Haegue Yang and Eungie Joo sought to create a supportive
environment surrounding artistic production and explore
innovative approaches to their work within the limits of the
Biennale's spectacle. They also aimed to restore the “dignity”
of the Korean Pavilion's architecture. They broke down the
temporary walls, repaired damaged floors, and replaced leaky
ceiling glass. This restoration was an essential part of the
exhibition preparation. In this space, the artist led
explorations of wind, natural light, the kitchen, the absence
of locals, and mysterious scents.
Commissioner / Curator
Yun Cheagab
Artist
Lee Yongbaek
Date
June 4 – November 27
Website
Yun Cheagab presented media artist Lee Yongbaek in a solo
exhibition entitled
The Love Is Gone but the Scar Will Heal. Yun was an
independent curator active throughout Asia including in South
Korea, China, and India. As the commissioner, he wanted Lee's
art to tell the story of pain and hope in Korea's
modernization and cultural development.
Since the 1990s, Lee has been producing diverse forms of art
using technology, and is widely recognized for work that
captures the unique political and cultural issues of the time.

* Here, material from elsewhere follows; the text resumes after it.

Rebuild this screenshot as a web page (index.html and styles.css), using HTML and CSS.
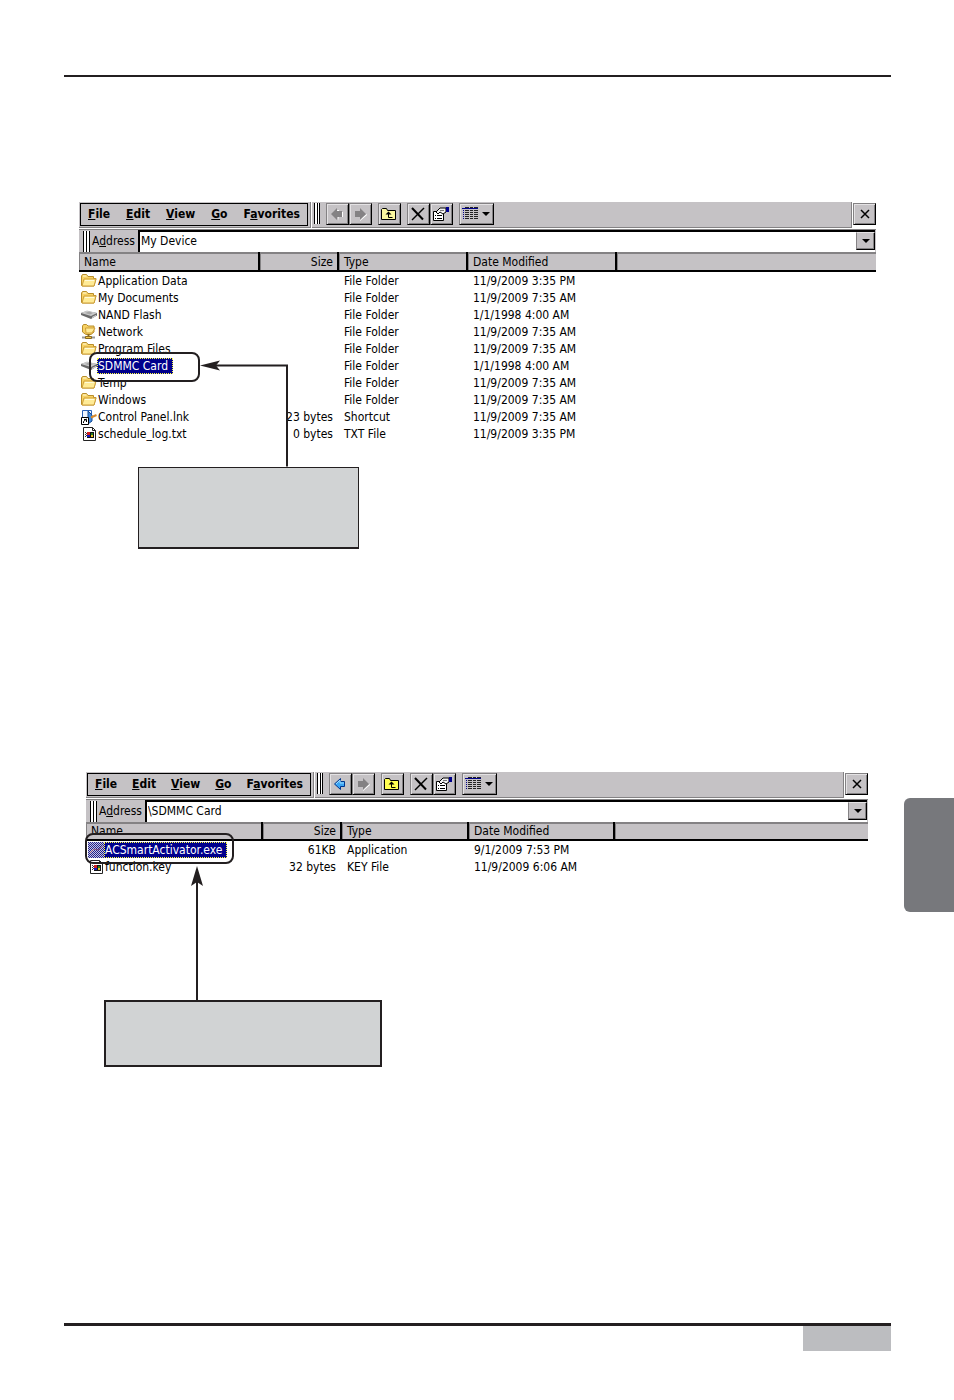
FILE: index.html
```html
<!DOCTYPE html>
<html lang="en">
<head>
  <meta charset="UTF-8" />
  <meta name="viewport" content="width=device-width, initial-scale=1" />
  <title>SDMMC Card</title>
  <link rel="stylesheet" href="styles.css">
</head>
<body>
  <!-- Icons -->
  <svg class="sprite" aria-hidden="true">
    <symbol id="folder" viewBox="0 0 16 16">
      <path d="M.5 12.500V3l1-1.500h4l1.500 2h5.500v2h2.500l-2 7.500h-11.500z" fill="#f7d264" stroke="#b98e2a" />
      <path d="M3 6h12l-2 7H1z" fill="#ffeb96" stroke="#cf9f38" />
      <path d="M2 3h3.500M4 7.500h9" stroke="#fffbd8" />
    </symbol>
    <symbol id="drive" viewBox="0 0 16 16">
      <path d="M0 6l6-2 10 2v2.500l-6 3.500-10-4z" fill="#6a6a6a" />
      <path d="M0 6l6-2.500L16 6l-6 3z" fill="#cacaca" />
      <path d="M4 6l4-1.500L12 6 9 7.500z" fill="#a6a6a6" />
      <path d="M11 10.500l4-2" stroke="#ddd" />
    </symbol>
    <symbol id="network" viewBox="0 0 16 16">
      <path d="M1.500 8V2l1-1.500h3l1.500 1.500h6v6l-3 2.500h-5z" fill="#f7d264" stroke="#b98e2a" />
      <path d="M4.500 4h9.500l-3 5h-6z" fill="#ffeb96" stroke="#cf9f38" />
      <path d="M7.500 10v3" stroke="#8a6a20" stroke-width="2" />
      <path d="M1 13.500h4M10 13.500h4" stroke="#9a9a9a" stroke-width="2" />
      <path d="M4.500 12.500h6v2h-6z" fill="#f1c64c" stroke="#8a6a20" />
    </symbol>
    <symbol id="shortcut" viewBox="0 0 16 16">
      <path d="M1.500 1.500h9v11h-9z" fill="#eef5ff" stroke="#2a62b8" />
      <path d="M7 2l4 4v6l-4 3z" fill="#3f8be0" stroke="#164a92" />
      <path d="M10 8.500l5.500-2.500" stroke="#d78a2c" stroke-width="2" />
      <path d="M.5 8.500h7v7h-7z" fill="#fff" stroke="#000" />
      <path d="M2.500 14v-1.500l3-2.500M3 10.500h2.500V13" fill="none" stroke="#000" />
    </symbol>
    <symbol id="document" viewBox="0 0 16 16">
      <path d="M2.500 1.500h9l3 3v10h-12z" fill="#fff" stroke="#222" />
      <path d="M11.500 1.500v3h3" fill="none" stroke="#222" />
      <path d="M4 6h1v1H4zM4 8h1v1H4zM4 10h1v1H4zM5 7h1v1H5zM5 9h1v1H5z" fill="#333" />
      <path d="M6 6h3v3H6z" fill="#d02020" />
      <path d="M9 6h4v6H6V9h3z" fill="#111" />
      <path d="M10 7h2v2h-2z" fill="#208020" />
      <path d="M6 9h3v2H6z" fill="#1818c0" />
      <path d="M10 9h2v2h-2z" fill="#e8c020" />
    </symbol>
    <symbol id="program" viewBox="0 0 16 16">
      <path d="M0 0h16v16H0z" fill="#c4c4e4" />
      <path d="M0 .5h16M0 2.500h16M0 4.500h16M0 6.500h16M0 8.500h16M0 10.500h16M0 12.500h16M0 14.500h16" stroke="#22208a" stroke-dasharray="1 1" />
      <path d="M1 1.500h15M1 3.500h15M1 5.500h15M1 7.500h15M1 9.500h15M1 11.500h15M1 13.500h15M1 15.500h15" stroke="#22208a" stroke-dasharray="1 1" />
      <path d="M2 11l4-4 4 1 5-4" fill="none" stroke="#86507a" />
    </symbol>
    <symbol id="back" viewBox="0 0 16 16">
      <path d="M8 4h2v2h4v5h-4v4z" fill="#fff" />
      <path d="M2 8l6-6v3h5v6H8v3z" fill="#848284" />
    </symbol>
    <symbol id="back-on" viewBox="0 0 16 16">
      <path d="M2.500 8l6-5.500v3h4v5h-4v3z" fill="#3aa5f5" stroke="#00348c" />
      <path d="M4 8l4-4v3h4" fill="none" stroke="#9bdcff" />
    </symbol>
    <symbol id="forward" viewBox="0 0 16 16">
      <path d="M4 12h4v3l7-6v-1l-6 4z" fill="#fff" />
      <path d="M14 8L8 2v3H3v6h5v3z" fill="#848284" />
    </symbol>
    <symbol id="up" viewBox="0 0 16 16">
      <path d="M.5 13.500V3.500l1-1h4l1 2h8v9z" fill="#fbf8a0" stroke="#000" />
      <path d="M4.500 8.500l3-3 3 3z" />
      <path d="M7.500 6v5.500h4" fill="none" stroke="#000" />
    </symbol>
    <symbol id="up-on" viewBox="0 0 16 16">
      <path d="M.5 13.500V3.500l1-1h4l1 2h8v9z" fill="#ffff52" stroke="#000" />
      <path d="M4.500 8.500l3-3 3 3z" />
      <path d="M7.500 6v5.500h4" fill="none" stroke="#000" />
    </symbol>
    <symbol id="delete" viewBox="0 0 16 16">
      <path d="M2 2l11 11.500" fill="none" stroke="#000" stroke-width="2" />
      <path d="M14 2L2 14" fill="none" stroke="#000" stroke-width="1.500" />
    </symbol>
    <symbol id="properties" viewBox="0 0 16 16">
      <path d="M.5 5.500h10v9H.5z" fill="#fff" stroke="#000" />
      <path d="M2 9.500h1M4 9.500h5M2 12.500h1M4 12.500h5" stroke="#000" />
      <path d="M3 6l4-4h6v4l-3 2-3-2-2 2z" fill="#f2f2f2" stroke="#000" />
      <path d="M7 4.500h4" stroke="#777" />
      <path d="M13 1h3v5h-3z" fill="#00008c" />
    </symbol>
    <symbol id="details" viewBox="0 0 16 16">
      <path d="M3 1.500h4M8 1.500h3M12 1.500h4M3 4.500h4M8 4.500h3M12 4.500h4M3 6.500h4M8 6.500h3M12 6.500h4M3 8.500h4M8 8.500h3M12 8.500h4M3 10.500h4M8 10.500h3M12 10.500h4M3 12.500h4M8 12.500h3M12 12.500h4" stroke="#222" />
      <path d="M0 2.500h16" stroke="#00008c" />
      <path d="M1.500 4v10" stroke="#00008c" stroke-dasharray="1 1" />
    </symbol>
    <symbol id="caret" viewBox="0 0 8 4">
      <path d="M0 0h8L4 4z" />
    </symbol>
    <symbol id="close" viewBox="0 0 10 10">
      <path d="M1 1l8 8M9 1L1 9" fill="none" stroke="#000" stroke-width="1.500" />
    </symbol>
  </svg>

  <div class="page">
    <main>
      <section class="figure">
        <div class="explorer">
          <div class="toolbar">
            <nav class="menu">
              <button><u>F</u>ile</button>
              <button><u>E</u>dit</button>
              <button><u>V</u>iew</button>
              <button><u>G</u>o</button>
              <button>F<u>a</u>vorites</button>
            </nav>
            <div class="tools">
              <span class="grip"></span>
              <div class="group">
                <button class="tool" aria-label="Back" disabled><svg><use href="#back" /></svg></button>
                <button class="tool" aria-label="Forward" disabled><svg><use href="#forward" /></svg></button>
              </div>
              <button class="tool" aria-label="Up"><svg><use href="#up" /></svg></button>
              <div class="group">
                <button class="tool" aria-label="Delete"><svg><use href="#delete" /></svg></button>
                <button class="tool" aria-label="Properties"><svg><use href="#properties" /></svg></button>
              </div>
              <button class="tool views" aria-label="Views"><svg><use href="#details" /></svg><svg class="caret"><use href="#caret" /></svg></button>
            </div>
            <div class="end"><button class="tool" aria-label="Close"><svg class="close"><use href="#close" /></svg></button></div>
          </div>
          <div class="address">
            <span class="grip"></span>
            <label for="address1">A<u>d</u>dress</label>
            <div class="combo">
              <input id="address1" type="text" value="My Device">
              <button class="drop" aria-label="Show addresses"><svg class="caret"><use href="#caret" /></svg></button>
            </div>
          </div>
          <table class="files device">
            <thead>
              <tr><th class="name">Name</th><th class="size">Size</th><th class="type">Type</th><th class="date">Date Modified</th><th></th></tr>
            </thead>
            <tbody>
              <tr><td><svg><use href="#folder" /></svg><span>Application Data</span></td><td></td><td>File Folder</td><td>11/9/2009 3:35 PM</td><td></td></tr>
              <tr><td><svg><use href="#folder" /></svg><span>My Documents</span></td><td></td><td>File Folder</td><td>11/9/2009 7:35 AM</td><td></td></tr>
              <tr><td><svg><use href="#drive" /></svg><span>NAND Flash</span></td><td></td><td>File Folder</td><td>1/1/1998 4:00 AM</td><td></td></tr>
              <tr><td><svg><use href="#network" /></svg><span>Network</span></td><td></td><td>File Folder</td><td>11/9/2009 7:35 AM</td><td></td></tr>
              <tr><td><svg><use href="#folder" /></svg><span>Program Files</span></td><td></td><td>File Folder</td><td>11/9/2009 7:35 AM</td><td></td></tr>
              <tr><td><svg><use href="#drive" /></svg><span class="selected">SDMMC Card</span></td><td></td><td>File Folder</td><td>1/1/1998 4:00 AM</td><td></td></tr>
              <tr><td><svg><use href="#folder" /></svg><span>Temp</span></td><td></td><td>File Folder</td><td>11/9/2009 7:35 AM</td><td></td></tr>
              <tr><td><svg><use href="#folder" /></svg><span>Windows</span></td><td></td><td>File Folder</td><td>11/9/2009 7:35 AM</td><td></td></tr>
              <tr><td><svg><use href="#shortcut" /></svg><span>Control Panel.lnk</span></td><td>23 bytes</td><td>Shortcut</td><td>11/9/2009 7:35 AM</td><td></td></tr>
              <tr><td><svg><use href="#document" /></svg><span>schedule_log.txt</span></td><td>0 bytes</td><td>TXT File</td><td>11/9/2009 3:35 PM</td><td></td></tr>
            </tbody>
          </table>
        </div>
        <div class="callout callout-device"></div>
        <div class="ring ring-device"></div>
        <svg class="arrow arrow-device" viewBox="0 0 88 110">
          <path d="M14 9h73v101" fill="none" stroke="#231f20" stroke-width="2" />
          <path d="M0 9l20-5-4 5 4 5z" fill="#231f20" />
        </svg>
      </section>

      <section class="figure card-figure">
        <div class="explorer">
          <div class="toolbar">
            <nav class="menu">
              <button><u>F</u>ile</button>
              <button><u>E</u>dit</button>
              <button><u>V</u>iew</button>
              <button><u>G</u>o</button>
              <button>F<u>a</u>vorites</button>
            </nav>
            <div class="tools">
              <span class="grip"></span>
              <div class="group">
                <button class="tool" aria-label="Back"><svg><use href="#back-on" /></svg></button>
                <button class="tool" aria-label="Forward" disabled><svg><use href="#forward" /></svg></button>
              </div>
              <button class="tool" aria-label="Up"><svg><use href="#up-on" /></svg></button>
              <div class="group">
                <button class="tool" aria-label="Delete"><svg><use href="#delete" /></svg></button>
                <button class="tool" aria-label="Properties"><svg><use href="#properties" /></svg></button>
              </div>
              <button class="tool views" aria-label="Views"><svg><use href="#details" /></svg><svg class="caret"><use href="#caret" /></svg></button>
            </div>
            <div class="end"><button class="tool" aria-label="Close"><svg class="close"><use href="#close" /></svg></button></div>
          </div>
          <div class="address">
            <span class="grip"></span>
            <label for="address2">A<u>d</u>dress</label>
            <div class="combo">
              <input id="address2" type="text" value="\SDMMC Card">
              <button class="drop" aria-label="Show addresses"><svg class="caret"><use href="#caret" /></svg></button>
            </div>
          </div>
          <table class="files card">
            <thead>
              <tr><th class="name">Name</th><th class="size">Size</th><th class="type">Type</th><th class="date">Date Modified</th><th></th></tr>
            </thead>
            <tbody>
              <tr><td><svg><use href="#program" /></svg><span class="selected">ACSmartActivator.exe</span></td><td>61KB</td><td>Application</td><td>9/1/2009 7:53 PM</td><td></td></tr>
              <tr><td><svg><use href="#document" /></svg><span>function.key</span></td><td>32 bytes</td><td>KEY File</td><td>11/9/2009 6:06 AM</td><td></td></tr>
            </tbody>
          </table>
        </div>
        <div class="callout callout-card"></div>
        <div class="ring ring-card"></div>
        <svg class="arrow arrow-card" viewBox="0 0 12 136">
          <path d="M6 14v122" stroke="#231f20" stroke-width="2" />
          <path d="M6 0l6 20-6-4-6 4z" fill="#231f20" />
        </svg>
      </section>
    </main>

    <footer><div class="page-number"></div></footer>
    <div class="side-tab"></div>
  </div>
</body>
</html>
```
FILE: styles.css
```css
* {
  box-sizing: border-box;
}

body {
  margin: 0;
  background: #fff;
  color: #000;
  font-family: "DejaVu Sans Condensed", "Noto Sans", sans-serif;
  font-size: 12px;
  line-height: 16px;
}

button, input {
  font: inherit;
  color: inherit;
  margin: 0;
  padding: 0;
  border: none;
  border-radius: 0;
  background: none;
}

svg {
  display: block;
  flex: none;
  width: 16px;
  height: 16px;
}

.sprite {
  position: absolute;
  width: 0;
  height: 0;
}

.page {
  position: relative;
  display: flex;
  flex-direction: column;
  min-height: 100vh;
  padding: 75px 63px 49px 64px;
}

main {
  flex: 1;
  border-top: 2px solid #231f20;
  padding: 125px 15px 0;
}

.figure {
  position: relative;
}

.card-figure {
  margin: 223px 8px 0 7px;
}

/* Explorer window */
.explorer {
  background: #c5c2c5;
}

.toolbar {
  display: flex;
  align-items: stretch;
  height: 27px;
  border-bottom: 1px solid #fff;
  box-shadow: inset 0 -1px #848284;
}

.menu {
  display: flex;
  gap: 16px;
  height: 23px;
  margin: 1px 2px 0 1px;
  padding: 0 7px 2px;
  border: 1px solid #000;
  font-weight: bold;
}

.card-figure .menu {
  gap: 15px;
}

.tools {
  flex: 1;
  display: flex;
  align-items: flex-start;
  gap: 6px;
  padding: 1px 0 0 3px;
  border-left: 1px solid #848284;
  box-shadow: inset 1px 0 #fff, inset 0 -1px #848284;
}

.group {
  display: flex;
}

.grip {
  flex: none;
  width: 7px;
  height: 21px;
  border: solid #000;
  border-width: 0 1px;
  background: linear-gradient(to right, #fff 0 2px, #000 2px 3px, #fff 3px 5px);
}

.tools .grip {
  width: 6px;
}

.tool {
  display: flex;
  align-items: center;
  justify-content: center;
  width: 23px;
  height: 22px;
  border: 1px solid;
  border-color: #848284 #000 #000 #848284;
  background: #c5c2c5;
  box-shadow: inset 1px 1px #e4e2e4, inset -1px -1px #848284;
}

.views {
  gap: 4px;
  width: 35px;
}

.caret {
  width: 8px;
  height: 4px;
}

.close {
  width: 10px;
  height: 10px;
}

.end {
  padding: 1px 0 0 1px;
  border-left: 1px solid #848284;
  background: #fff;
}

.address {
  display: flex;
  align-items: center;
  height: 23px;
  padding: 0 1px 0 4px;
  border-top: 1px solid #848284;
}

.address label {
  margin: 0 3px 0 2px;
}

.combo {
  flex: 1;
  display: flex;
  height: 22px;
  border: solid #000;
  border-width: 2px 0 0 2px;
  background: #fff;
}

.combo input {
  flex: 1;
  min-width: 0;
  padding: 0 1px 2px;
  outline: none;
}

.drop {
  display: flex;
  align-items: center;
  justify-content: center;
  width: 19px;
  height: 18px;
  border: 1px solid;
  border-color: #e4e2e4 #000 #000 #848284;
  background: #c5c2c5;
  box-shadow: inset -1px -1px #848284;
}

/* File list */
.files {
  width: 100%;
  table-layout: fixed;
  border-collapse: separate;
  border-spacing: 0;
  background: #fff;
}

.files th {
  height: 20px;
  padding: 2px 5px 0;
  border: solid #000;
  border-width: 0 2px 2px 0;
  background: #c5c2c5;
  box-shadow: inset 1px 2px #848284;
  font-weight: normal;
  text-align: left;
}

.card th {
  height: 19px;
  padding-top: 1px;
}

.files th:last-child {
  border-right: none;
}

.files td {
  height: 17px;
  padding: 0 5px;
  white-space: nowrap;
}

.files td:first-child {
  display: flex;
  align-items: center;
  padding: 0 2px;
}

.files th:nth-child(2) {
  padding-right: 4px;
  text-align: right;
}

.files td:nth-child(2) {
  padding-right: 6px;
  text-align: right;
}

.files td span {
  padding: 0 1px;
}

.files .selected {
  padding-right: 5px;
  background: #00008c;
  color: #fff;
  outline: 1px dotted #ffff40;
  outline-offset: -1px;
}

.device .name { width: 181px; }
.device .size { width: 79px; }
.device .type { width: 129px; }
.device .date { width: 149px; }

.card .name { width: 177px; }
.card .size { width: 79px; }
.card .type { width: 127px; }
.card .date { width: 146px; }

/* Notes drawn over the windows */
.callout {
  border: 2px solid #231f20;
  background: #d1d3d4;
}

.callout-device {
  width: 221px;
  height: 82px;
  margin: 25px 0 0 59px;
  border-width: 1px 1px 2px;
}

.callout-card {
  width: 278px;
  height: 67px;
  margin: 125px 0 0 18px;
}

.ring {
  position: absolute;
  border: 2px solid #231f20;
  border-radius: 8px;
}

.ring-device {
  left: 10px;
  top: 150px;
  width: 111px;
  height: 30px;
}

.ring-card {
  left: -1px;
  top: 61px;
  width: 149px;
  height: 31px;
}

.arrow {
  position: absolute;
}

.arrow-device {
  left: 121px;
  top: 154px;
  width: 88px;
  height: 111px;
}

.arrow-card {
  left: 105px;
  top: 94px;
  width: 12px;
  height: 136px;
}

/* Page furniture */
footer {
  display: flex;
  justify-content: flex-end;
  border-top: 3px solid #231f20;
}

.page-number {
  width: 88px;
  height: 25px;
  background: #bcbdc0;
}

.side-tab {
  position: absolute;
  top: 798px;
  right: 0;
  width: 50px;
  height: 114px;
  border-radius: 6px 0 0 6px;
  background: #77787c;
}
```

For the Korean pavilion, he showed 14 major works ranging in
genre from video and photography to sculpture and painting,
taking advantage of the multifaceted and multi-layered
structure of the Korean Pavilion. The video performance
Angel Soldier, featuring a floral-patterned military
fatigue, creates an extreme contrast between angel and soldier
which conveys a candid representation of contemporary social
situations. The floral fatigues hanging outdoors on the roof
of the Korean Pavilion were a symbol of ceasefire and peace,
and attracted many visitors.
Pieta: Self-death, then installed in the curved window
space at the front of the pavilion, recreates the figures of
Christ and the Virgin Mary with a molded figure being held by
the mold that created it. The mold and the molded figure
appear either to be engaged in a gruesome fight, or posed so
as to depict the original Pietà, with the Virgin Mary cradling
the dead body of Christ. Lee's video work
Broken Mirror comprises a mirror and a flat screen
which displays the viewer's reflection in the mirror before
suddenly breaking with an ear-splitting shatter. At the
opening ceremony, Korean Pavilion staff members donning the
floral fatigues enacted a performance, and during the
previews, the fatigues were spotted marching around the
Giardini, drawing attention.
Commissioner / Curator
Seungduk Kim
Artist
Kimsooja
Date
June 1 – November 24
Website
Seungduk Kim was the commissioner, and Kimsooja was the
selected artist. Both Kim’s left Korea early in their careers,
worked in the United States and France, and were perceptive of
changes in the international art scene. Within the special
circumstances of the Venice Biennale, anthropological and
literary concepts were effectively and successfully introduced
into the indoor architectural setting of the Korean Pavilion.
With Bottari as the title of the exhibition, the
architecture of the Korean Pavilion was approached as a
bottari (a traditional wrapping cloth), wrapping the
outer wall—the boundary between the outdoor and indoor.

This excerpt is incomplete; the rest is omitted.